Which of the following statements is TRUE concerning periodic payment variable annuities? The number of a client's annuity units never changes The number of a client's accumulation units never changes They never have a beneficiary The monthly payout is fixed by the inflation index

The number of a client's annuity units never changes During the pay-in period of a variable annuity, the client is continually purchasing accumulation units. These accumulation units are then exchanged for a fixed number of annuity units when the payout period begins. The first monthly payout is determined actuarially and thereafter is based on the performance of the separate account.

Which of the following statements is TRUE regarding separate accounts and general accounts? Both types of accounts are registered under the Investment Company Act of 1940. Both types of accounts pay a guaranteed minimum return. The subaccounts of a variable annuity may include both types of accounts. General accounts hold bonds, while separate accounts hold equities.

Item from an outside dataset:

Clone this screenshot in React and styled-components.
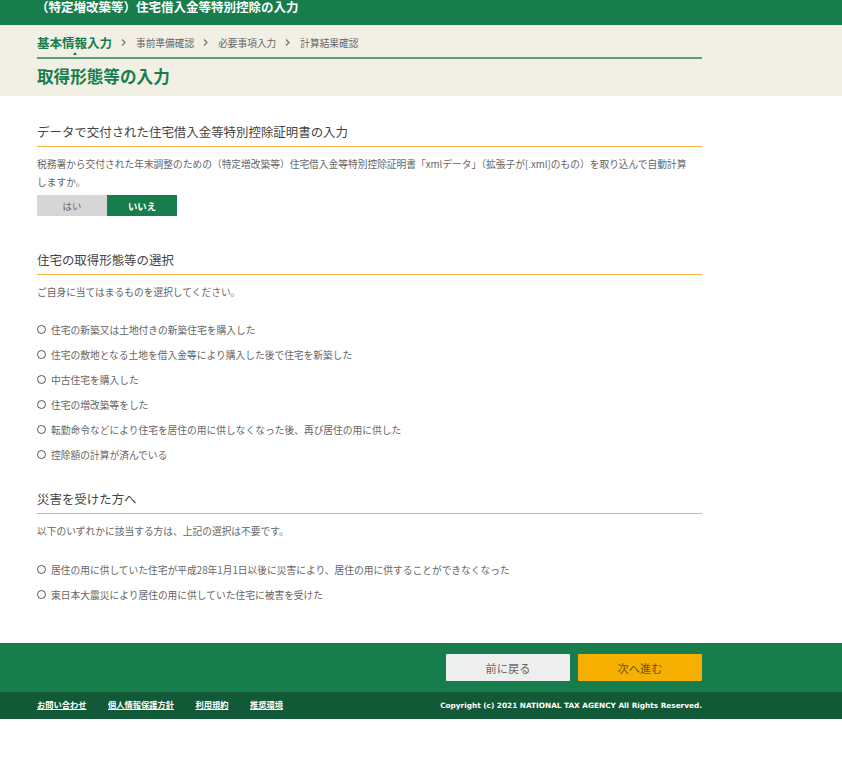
import React, { useState } from "react";
import styled, { createGlobalStyle } from "styled-components";

const GlobalStyle = createGlobalStyle`
  body {
    margin: 0;
    background: #fff;
    font-family: "Noto Sans CJK JP", "Liberation Sans", sans-serif;
    color: #555;
  }
`;

const TopBar = styled.header`
  height: 25px;
  background: #187d4c;
  border-bottom: 1px solid #e4e9dc;
  padding-left: 37px;
`;

const AppTitle = styled.h1`
  margin: 0 0 0 -1px;
  font-size: 12.5px;
  line-height: 14px;
  font-weight: 700;
  color: #fff;
`;

const Band = styled.div`
  height: 70px;
  background: #f2efe4;
  padding: 0 140px 0 37px;
`;

const Steps = styled.nav`
  display: flex;
  align-items: center;
  height: 33px;
  padding-top: 2px;
  box-sizing: border-box;
  border-bottom: 2px solid #5c9d78;
`;

const Step = styled.span`
  position: relative;
  font-size: ${(p) => (p.$active ? "12.5px" : "9.7px")};
  font-weight: ${(p) => (p.$active ? 700 : 400)};
  color: ${(p) => (p.$active ? "#187d4c" : "#666")};

  &::after {
    content: "";
    display: ${(p) => (p.$active ? "block" : "none")};
    position: absolute;
    left: 50%;
    bottom: -3px;
    margin-left: -2px;
    border: 2px solid transparent;
    border-top: 0;
    border-bottom: 3px solid #187d4c;
  }
`;

const Chevron = styled.svg`
  width: 5px;
  height: 7px;
  margin: 0 10px 0 9px;
  fill: none;
  stroke: #777;
  stroke-width: 1.3;
`;

const PageTitle = styled.h2`
  margin: 6px 0 0;
  font-size: 16.6px;
  line-height: 22px;
  font-weight: 700;
  color: #187d4c;
`;

const Main = styled.main`
  width: 665px;
  margin-left: 37px;
  height: 547px;
  padding-top: 27px;
  box-sizing: border-box;
`;

const Section = styled.section`
  margin-bottom: ${(p) => p.$gap || "0"};
`;

const SectionTitle = styled.h3`
  margin: 0;
  height: 24px;
  box-sizing: border-box;
  font-size: 12.45px;
  line-height: 18px;
  font-weight: 400;
  color: #444;
  border-bottom: 1px solid #f7b045;
`;

const Lead = styled.p`
  margin: 8px 0 0;
  font-size: 9.72px;
  line-height: 18px;
  color: #666;
`;

const Toggle = styled.div`
  display: flex;
  margin-top: 4px;
`;

const ToggleButton = styled.button`
  width: 70px;
  height: 21px;
  padding: 0;
  border: 0;
  font: inherit;
  font-size: 9.4px;
  font-weight: ${(p) => (p.$on ? 700 : 400)};
  color: ${(p) => (p.$on ? "#fff" : "#666")};
  background: ${(p) => (p.$on ? "#187d4c" : "#d6d6d6")};
`;

const RadioList = styled.div`
  display: flex;
  flex-direction: column;
  margin-top: ${(p) => p.$top};
`;

const RadioRow = styled.label`
  display: flex;
  align-items: center;
  height: 25px;
  font-size: 9.74px;
  color: #666;
`;

const RadioMark = styled.input.attrs({ type: "radio" })`
  appearance: none;
  width: 9px;
  height: 9px;
  margin: 0 5px 0 0;
  border: 1.4px solid #555;
  border-radius: 50%;
  background: #fff;
  box-sizing: border-box;
`;

const ActionBar = styled.div`
  display: flex;
  justify-content: flex-end;
  gap: 8px;
  height: 49px;
  box-sizing: border-box;
  padding: 11px 140px 0 0;
  background: #187d4c;
`;

const ActionButton = styled.button`
  width: 124px;
  height: 27px;
  padding: 0;
  border: 0;
  border-radius: 1px;
  font: inherit;
  font-size: 11.2px;
  color: ${(p) => (p.$primary ? "#6b5410" : "#666")};
  background: ${(p) => (p.$primary ? "#f5b000" : "#eeeeee")};
`;

const FooterBar = styled.footer`
  display: flex;
  align-items: center;
  justify-content: space-between;
  height: 27px;
  box-sizing: border-box;
  padding: 0 140px 0 37px;
  background: #125a37;
`;

const FooterLinks = styled.div`
  display: flex;
  gap: 21.5px;
  margin-top: -3px;
`;

const FooterLink = styled.a`
  font-size: 8.25px;
  font-weight: 700;
  color: #fff;
  text-decoration: underline;
`;

const Copyright = styled.small`
  font-family: "DejaVu Sans", sans-serif;
  font-size: 7.33px;
  font-weight: 700;
  color: #fff;
`;

const steps = ["事前準備確認", "必要事項入力", "計算結果確認"];

const housingOptions = [
  "住宅の新築又は土地付きの新築住宅を購入した",
  "住宅の敷地となる土地を借入金等により購入した後で住宅を新築した",
  "中古住宅を購入した",
  "住宅の増改築等をした",
  "転勤命令などにより住宅を居住の用に供しなくなった後、再び居住の用に供した",
  "控除額の計算が済んでいる",
];

const disasterOptions = [
  "居住の用に供していた住宅が平成28年1月1日以後に災害により、居住の用に供することができなくなった",
  "東日本大震災により居住の用に供していた住宅に被害を受けた",
];

const links = ["お問い合わせ", "個人情報保護方針", "利用規約", "推奨環境"];

const ArrowIcon = () => (
  <Chevron viewBox="0 0 5 7">
    <path d="M1 .5 4 3.5 1 6.5" />
  </Chevron>
);

const App = () => {
  const [useXml, setUseXml] = useState(false);

  return (
    <>
      <GlobalStyle />
      <TopBar>
        <AppTitle>（特定増改築等）住宅借入金等特別控除の入力</AppTitle>
      </TopBar>
      <Band>
        <Steps>
          <Step $active>基本情報入力</Step>
          {steps.map((step) => (
            <React.Fragment key={step}>
              <ArrowIcon />
              <Step>{step}</Step>
            </React.Fragment>
          ))}
        </Steps>
        <PageTitle>取得形態等の入力</PageTitle>
      </Band>
      <Main>
        <Section $gap="35px">
          <SectionTitle>データで交付された住宅借入金等特別控除証明書の入力</SectionTitle>
          <Lead>
            税務署から交付された年末調整のための（特定増改築等）住宅借入金等特別控除証明書「xmlデータ」（拡張子が[.xml]のもの）を取り込んで自動計算<br />しますか。
          </Lead>
          <Toggle>
            <ToggleButton $on={useXml} onClick={() => setUseXml(true)}>はい</ToggleButton>
            <ToggleButton $on={!useXml} onClick={() => setUseXml(false)}>いいえ</ToggleButton>
          </Toggle>
        </Section>
        <Section $gap="23px">
          <SectionTitle>住宅の取得形態等の選択</SectionTitle>
          <Lead>ご自身に当てはまるものを選択してください。</Lead>
          <RadioList $top="16px">
            {housingOptions.map((option) => (
              <RadioRow key={option}>
                <RadioMark name="housing" />
                {option}
              </RadioRow>
            ))}
          </RadioList>
        </Section>
        <Section>
          <SectionTitle>災害を受けた方へ</SectionTitle>
          <Lead>以下のいずれかに該当する方は、上記の選択は不要です。</Lead>
          <RadioList $top="17px">
            {disasterOptions.map((option) => (
              <RadioRow key={option}>
                <RadioMark name="housing" />
                {option}
              </RadioRow>
            ))}
          </RadioList>
        </Section>
      </Main>
      <ActionBar>
        <ActionButton>前に戻る</ActionButton>
        <ActionButton $primary>次へ進む</ActionButton>
      </ActionBar>
      <FooterBar>
        <FooterLinks>
          {links.map((link) => (
            <FooterLink key={link} href="#">{link}</FooterLink>
          ))}
        </FooterLinks>
        <Copyright>Copyright (c) 2021 NATIONAL TAX AGENCY All Rights Reserved.</Copyright>
      </FooterBar>
    </>
  );
};

export default App;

The subaccounts of a variable annuity may include both types of accounts. A variable annuity may allow an investor to allocate funds between several subaccounts. One of these accounts may be the general account of the insurance company, which offers a minimum guaranteed rate of return. The other subaccounts may consist of various accounts, each with a different portfolio and investment objective. Some subaccounts hold equities, some hold bonds, and some actually may hold both. The return on a subaccount is not guaranteed; therefore, the purchaser assumes the investment risk. Only separate accounts are registered under the Investment Company Act of 1940.

An annuitant is receiving payments from a variable annuity and, at the time of his death, his beneficiary receives a lump-sum payment. The annuity payout option is: Straight life annuity Joint and last survivor life annuity Unit refund life annuity Straight life annuity with period certain

Unit refund life annuity The annuity payout option that provides the beneficiary with a lump-sum payment at the time of the annuitant's death (which reflects the value of the remaining annuity units) is referred to as a unit refund life annuity.

An investment contract that offers life insurance benefits plus participation in a portfolio of securities is called a: Variable annuity contract plan Insurance sector based index fund Spread load contractual plan Variable life insurance contract

Variable life insurance contract A variable life insurance contract offers life insurance benefits and participation in a separate portfolio of securities. A variable annuity offers a death benefit, but a death benefit is not considered life insurance.